**Stated problem:** Tell me how many lines hold "React", please, using only the number.

**Input material:**

_ _ _ _ _ _ _

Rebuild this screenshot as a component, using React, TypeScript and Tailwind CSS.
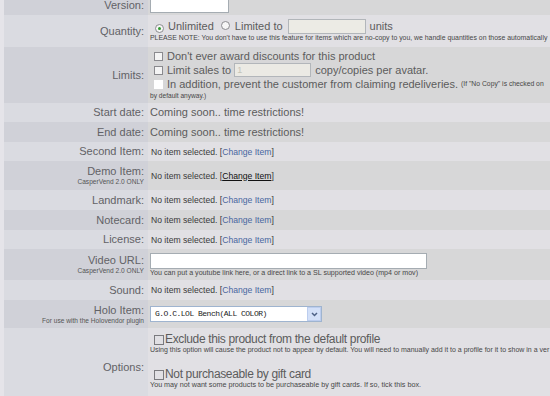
import React from "react";

const F = "font-['Liberation_Sans',Arial,sans-serif]";

function Row({
  dark,
  h,
  label,
  sub,
  labelTop,
  children,
  valueClass = "items-center",
}: {
  dark?: boolean;
  h: string;
  label: string;
  sub?: string;
  labelTop?: string;
  children: React.ReactNode;
  valueClass?: string;
}) {
  return (
    <div className={`flex ${h} shrink-0`}>
      <div className="w-[4px] shrink-0 bg-[#e5e4e9]" />
      <div
        className={`w-[144px] shrink-0 flex flex-col ${labelTop ? labelTop : "justify-center"} items-end pr-[4px] ${
          dark ? "bg-[#d0d1d8]" : "bg-[#dadbe1]"
        }`}
      >
        <div className="text-[11px] leading-[13px] text-[#626266] whitespace-nowrap">{label}</div>
        {sub && <div className="text-[6.6px] leading-[8px] text-[#555] whitespace-nowrap">{sub}</div>}
      </div>
      <div
        className={`flex-1 min-w-0 flex pl-[2px] overflow-hidden ${valueClass} ${
          dark ? "bg-[#d7d7d8]" : "bg-[#e1e0e4]"
        }`}
      >
        {children}
      </div>
    </div>
  );
}

function NoItem({ demo }: { demo?: boolean }) {
  return (
    <div className="text-[8.6px] leading-[10px] text-[#3a3a3a] whitespace-nowrap pl-[1px]">
      No item selected. [
      {demo ? (
        <span className="text-[#111] underline">Change Item</span>
      ) : (
        <span className="text-[#4866a0]">Change Item</span>
      )}
      ]
    </div>
  );
}

function Box({ plain }: { plain?: boolean }) {
  return (
    <span
      className={`inline-block w-[9px] h-[9px] shrink-0 ${
        plain ? "bg-white" : "bg-[#f4f4f4] border border-[#8a8a8e]"
      }`}
    />
  );
}

function Radio({ on }: { on?: boolean }) {
  return (
    <span className="inline-flex items-center justify-center w-[9px] h-[9px] rounded-full border border-[#8c8c90] bg-[#f6f6f6] shrink-0">
      {on && <span className="w-[3px] h-[3px] rounded-full bg-[#2f9a2f]" />}
    </span>
  );
}

export default function App() {
  return (
    <div className={`w-[550px] h-[396px] overflow-hidden bg-[#e1e0e4] ${F}`}>
      <div className="flex flex-col -mt-[4px]">
        <Row dark h="h-[19px]" label="Version:" valueClass="items-start">
          <div className="w-[79px] h-[17px] bg-white border border-[#a5acb2]" />
        </Row>

        <Row h="h-[32px]" label="Quantity:" valueClass="items-start">
          <div className="flex flex-col pt-[4px]">
            <div className="flex items-center h-[15px] text-[11px] text-[#5c5c5c] whitespace-nowrap">
              <span className="ml-[5px]"><Radio on /></span>
              <span className="ml-[4px]">Unlimited</span>
              <span className="ml-[7px]"><Radio /></span>
              <span className="ml-[5px]">Limited to</span>
              <span className="ml-[5px] w-[78px] h-[15px] bg-[#ecebe5] border border-[#b2b6ba]" />
              <span className="ml-[4px]">units</span>
            </div>
            <div className="text-[6.9px] leading-[8px] text-[#474747] whitespace-nowrap">
              PLEASE NOTE: You don't have to use this feature for items which are no-copy to you, we handle quantities on those automatically
            </div>
          </div>
        </Row>

        <Row dark h="h-[56px]" label="Limits:" valueClass="items-start">
          <div className="flex flex-col pt-[3px] text-[11px] text-[#5c5c5c] whitespace-nowrap">
            <div className="flex items-center h-[13px] leading-[13px]">
              <span className="ml-[4px] flex"><Box /></span>
              <span className="ml-[4px]">Don't ever award discounts for this product</span>
            </div>
            <div className="flex items-center h-[14px] leading-[14px]">
              <span className="ml-[4px] flex"><Box /></span>
              <span className="ml-[4px]">Limit sales to</span>
              <span className="ml-[3px] w-[77px] h-[14px] bg-[#ebeae4] border border-[#b2b6ba] text-[9px] leading-[12px] text-[#c4c4b8] pl-[2px]">1</span>
              <span className="ml-[4px]">copy/copies per avatar.</span>
            </div>
            <div className="flex items-center h-[14px] leading-[14px]">
              <span className="ml-[4px] flex"><Box plain /></span>
              <span className="ml-[4px]">In addition, prevent the customer from claiming redeliveries.</span>
              <span className="ml-[3px] text-[6.8px] text-[#474747]">(If "No Copy" is checked on</span>
            </div>
            <div className="h-[9px] text-[6.6px] leading-[9px] text-[#474747]">by default anyway.)</div>
          </div>
        </Row>

        <Row h="h-[19px]" label="Start date:">
          <div className="text-[11px] text-[#5c5c5c] whitespace-nowrap">Coming soon.. time restrictions!</div>
        </Row>
        <Row dark h="h-[20px]" label="End date:">
          <div className="text-[11px] text-[#5c5c5c] whitespace-nowrap">Coming soon.. time restrictions!</div>
        </Row>
        <Row h="h-[19px]" label="Second Item:">
          <NoItem />
        </Row>
        <Row dark h="h-[29px]" label="Demo Item:" sub="CasperVend 2.0 ONLY">
          <NoItem demo />
        </Row>
        <Row h="h-[20px]" label="Landmark:">
          <NoItem />
        </Row>
        <Row dark h="h-[20px]" label="Notecard:">
          <NoItem />
        </Row>
        <Row h="h-[19px]" label="License:">
          <NoItem />
        </Row>
        <Row dark h="h-[31px]" label="Video URL:" sub="CasperVend 2.0 ONLY">
          <div className="flex flex-col">
            <div className="w-[277px] h-[16px] bg-white border border-[#a5acb2]" />
            <div className="text-[7.1px] leading-[8px] text-[#474747] whitespace-nowrap">
              You can put a youtube link here, or a direct link to a SL supported video (mp4 or mov)
            </div>
          </div>
        </Row>
        <Row h="h-[20px]" label="Sound:">
          <NoItem />
        </Row>
        <Row dark h="h-[28px]" label="Holo Item:" sub="For use with the Holovendor plugin">
          <div className="w-[172px] h-[16px] bg-white border border-[#9fb4cf] flex items-center">
            <div className="flex-1 pl-[4px] font-['Liberation_Mono',monospace] text-[8px] tracking-[-0.5px] text-[#222] whitespace-nowrap">
              G.O.C.LOL Bench(ALL COLOR)
            </div>
            <div className="w-[14px] h-[14px] bg-[#d3e0f8] border border-[#bccdee] flex items-center justify-center">
              <svg width="7" height="5" viewBox="0 0 7 5">
                <path d="M1 1 L3.5 3.5 L6 1" stroke="#4d6185" strokeWidth="1.5" fill="none" />
              </svg>
            </div>
          </div>
        </Row>
        <Row h="h-[72px]" label="Options:" labelTop="justify-start pt-[33px]" valueClass="items-start">
          <div className="flex flex-col pt-[5px] whitespace-nowrap">
            <div className="flex items-center h-[13px] leading-[13px] text-[12px] tracking-[-0.35px] text-[#5c5c5c]">
              <span className="ml-[4px] w-[10px] h-[10px] border border-[#7a7a7e] shrink-0" />
              <span className="ml-[1px]">Exclude this product from the default profile</span>
            </div>
            <div className="h-[8px] text-[7px] leading-[8px] text-[#474747]">
              Using this option will cause the product not to appear by default. You will need to manually add it to a profile for it to show in a ver
            </div>
            <div className="h-[14px]" />
            <div className="flex items-center h-[13px] leading-[13px] text-[12px] tracking-[-0.35px] text-[#5c5c5c]">
              <span className="ml-[4px] w-[10px] h-[10px] border border-[#7a7a7e] shrink-0" />
              <span className="ml-[1px]">Not purchaseable by gift card</span>
            </div>
            <div className="h-[8px] text-[7.2px] leading-[8px] text-[#474747]">
              You may not want some products to be purchaseable by gift cards. If so, tick this box.
            </div>
          </div>
        </Row>
      </div>
    </div>
  );
}
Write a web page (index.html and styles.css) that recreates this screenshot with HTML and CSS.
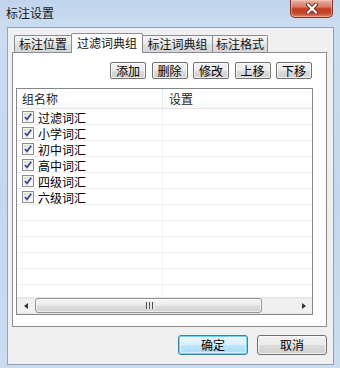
FILE: index.html
```html
<!DOCTYPE html>
<html lang="zh-CN">
<head>
<meta charset="utf-8">
<title>标注设置</title>
<link rel="stylesheet" href="styles.css">
</head>
<body>
<div class="window">
  <div class="titlebar">
    <span class="title">标注设置</span>
    <div class="close">
      <svg width="14" height="11" viewBox="0 0 14 11">
        <path d="M3 1.5 L11 9.5 M11 1.5 L3 9.5" stroke="#6b2a20" stroke-width="4" stroke-linecap="round"/>
        <path d="M3 1.5 L11 9.5 M11 1.5 L3 9.5" stroke="#ffffff" stroke-width="2.2" stroke-linecap="round"/>
      </svg>
    </div>
  </div>
  <div class="client">
    <div class="tabs">
      <div class="tab t1">标注位置</div>
      <div class="tab t2 active">过滤词典组</div>
      <div class="tab t3">标注词典组</div>
      <div class="tab t4">标注格式</div>
    </div>
    <div class="panel">
      <div class="toolbar">
        <div class="btn small">添加</div>
        <div class="btn small">删除</div>
        <div class="btn small">修改</div>
        <div class="btn small">上移</div>
        <div class="btn small">下移</div>
      </div>
      <div class="list">
        <div class="header">
          <div class="hcell c1">组名称</div>
          <div class="hcell c2">设置</div>
        </div>
        <div class="body">
          <div class="row"><span class="cb"></span>过滤词汇</div>
          <div class="row"><span class="cb"></span>小学词汇</div>
          <div class="row"><span class="cb"></span>初中词汇</div>
          <div class="row"><span class="cb"></span>高中词汇</div>
          <div class="row"><span class="cb"></span>四级词汇</div>
          <div class="row"><span class="cb"></span>六级词汇</div>
        </div>
        <div class="hscroll">
          <div class="arrow"><span class="tri left"></span></div>
          <div class="track"><div class="thumb"><span class="grip"></span></div></div>
          <div class="arrow"><span class="tri right"></span></div>
        </div>
      </div>
    </div>
    <div class="actions">
      <div class="btn big default">确定</div>
      <div class="btn big">取消</div>
    </div>
  </div>
</div>
</body>
</html>
```
FILE: styles.css
```css
* { box-sizing: border-box; }
html, body { margin: 0; padding: 0; }
body {
  width: 340px;
  height: 368px;
  overflow: hidden;
  font-family: "Noto Sans CJK SC", "Noto Sans", sans-serif;
  font-size: 12px;
  color: #000;
}
.window {
  width: 340px;
  height: 368px;
  background: linear-gradient(to bottom, #bfd5ec 0, #cadcf0 26px, #c3d8ee 200px, #c9dcf0 100%);
  display: flex;
  flex-direction: column;
}
.titlebar {
  height: 27px;
  flex: none;
  display: flex;
  justify-content: space-between;
  align-items: flex-start;
  padding: 0 7px 0 6px;
}
.title {
  margin-top: 4px;
  line-height: 17px;
  color: #1a1a1a;
}
.close {
  width: 43px;
  height: 18px;
  border: 1px solid #7d3426;
  border-top: none;
  border-radius: 0 0 5px 5px;
  background: linear-gradient(to bottom, #eab1a2 0, #d77a63 40%, #c43d22 52%, #c9492d 78%, #de7f66 100%);
  box-shadow: inset 0 0 0 1px rgba(255, 220, 210, 0.45);
  display: flex;
  align-items: center;
  justify-content: center;
}
.client {
  margin-left: 7px;
  width: 327px;
  height: 338px;
  background: #f0f0f0;
  border: 1px solid #8ea3ba;
  padding: 5px 6px 0 4px;
  display: flex;
  flex-direction: column;
}
.tabs {
  display: flex;
  align-items: flex-end;
  height: 20px;
  padding-left: 2px;
  position: relative;
  z-index: 1;
}
.tab {
  height: 17px;
  margin-bottom: 1px;
  border: 1px solid #898c95;
  border-bottom: none;
  border-right: none;
  background: linear-gradient(to bottom, #f3f3f3 0, #ebebeb 50%, #dedede 50%, #d6d6d6 100%);
  text-align: center;
  line-height: 16px;
  color: #111;
}
.t1 { width: 57px; border-radius: 2px 0 0 0; }
.t2 { width: 72px; }
.t3 { width: 69px; border-left: none; }
.t4 { width: 56px; border-right: 1px solid #898c95; border-radius: 0 2px 0 0; }
.tab.active {
  height: 20px;
  margin-bottom: 0;
  background: #fff;
  border-right: 1px solid #898c95;
  border-radius: 2px 2px 0 0;
  line-height: 18px;
}
.panel {
  margin-top: -1px;
  height: 275px;
  background: #fff;
  border: 1px solid #898c95;
  padding: 9px 13px 0 3px;
  display: flex;
  flex-direction: column;
}
.toolbar {
  display: flex;
  justify-content: flex-end;
  gap: 5.5px;
  padding-right: 1px;
}
.btn {
  border: 1px solid #707070;
  border-radius: 3px;
  background: linear-gradient(to bottom, #f2f2f2 0, #ebebeb 50%, #dddddd 50%, #cfcfcf 100%);
  box-shadow: inset 0 0 0 1px rgba(255, 255, 255, 0.7);
  display: flex;
  align-items: center;
  justify-content: center;
  color: #000;
}
.btn.small {
  width: 36px;
  height: 17px;
  border-radius: 2px;
  line-height: 15px;
}
.list {
  margin-top: 9px;
  width: 297px;
  height: 227px;
  border: 1px solid #828790;
  display: flex;
  flex-direction: column;
}
.header {
  height: 20px;
  flex: none;
  display: flex;
  border-bottom: 1px solid #e5e5e5;
  background: linear-gradient(to bottom, #ffffff 0, #ffffff 60%, #f7f8f9 100%);
}
.hcell {
  display: flex;
  align-items: center;
  padding-left: 5px;
  color: #1e1e1e;
}
.c1 { width: 146px; border-right: 1px solid #e3e8ee; }
.c2 { flex: 1; padding-left: 6px; }
.body {
  flex: 1;
  background:
    linear-gradient(to right, transparent 0, transparent 145px, #f0f0f0 145px, #f0f0f0 146px, transparent 146px),
    repeating-linear-gradient(to bottom, #fff 0, #fff 15px, #f0f0f0 15px, #f0f0f0 16px);
}
.row {
  height: 16px;
  display: flex;
  align-items: center;
  padding-left: 5px;
  line-height: 15px;
}
.cb {
  width: 12px;
  height: 12px;
  margin-right: 4px;
  border: 1px solid #8e8f8f;
  background:
    url("data:image/svg+xml;utf8,<svg xmlns='http://www.w3.org/2000/svg' width='10' height='10' viewBox='0 0 10 10'><path d='M2 5 L4 7.5 L8.2 1.8' fill='none' stroke='%23313f8c' stroke-width='1.6'/></svg>") center / 10px 10px no-repeat,
    linear-gradient(135deg, #d8d8d8 0, #f2f2f2 60%, #fdfdfd 100%);
  box-shadow: inset 0 0 0 1px #f4f4f4;
}
.hscroll {
  height: 17px;
  flex: none;
  display: flex;
  background: linear-gradient(to bottom, #e3e3e3 0, #efefef 15%, #f1f1f1 85%, #e6e6e6 100%);
}
.arrow {
  width: 17px;
  display: flex;
  align-items: center;
  justify-content: center;
}
.tri {
  width: 0;
  height: 0;
  border-top: 3.5px solid transparent;
  border-bottom: 3.5px solid transparent;
}
.tri.left { border-right: 4px solid #333; }
.tri.right { border-left: 4px solid #333; }
.track {
  flex: 1;
  padding: 1px 0 1px 1px;
}
.thumb {
  width: 227px;
  height: 15px;
  border: 1px solid #979797;
  border-radius: 3px;
  background: linear-gradient(to bottom, #f7f7f7 0, #ececec 45%, #dcdcdc 55%, #d2d2d2 100%);
  box-shadow: inset 0 0 0 1px rgba(255, 255, 255, 0.6);
  display: flex;
  align-items: center;
  justify-content: center;
}
.grip {
  width: 9px;
  height: 7px;
  margin-left: 3px;
  background: repeating-linear-gradient(to right, #4e4e4e 0, #4e4e4e 1px, #eaeaea 1px, #eaeaea 3px);
}
.actions {
  margin-top: 8px;
  display: flex;
  justify-content: flex-end;
  gap: 9px;
}
.btn.big {
  width: 70px;
  height: 20px;
  line-height: 18px;
}
.btn.default {
  border-color: #3c7fb1;
  background: linear-gradient(to bottom, #eaf6fd 0, #d9f0fc 50%, #bee6fd 50%, #a7d9f5 100%);
  box-shadow: inset 0 0 0 1px #6fd3f6, inset 0 0 0 2px rgba(255, 255, 255, 0.5);
}
```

_ _ _ _ _ _ _

**Response to the task:** 3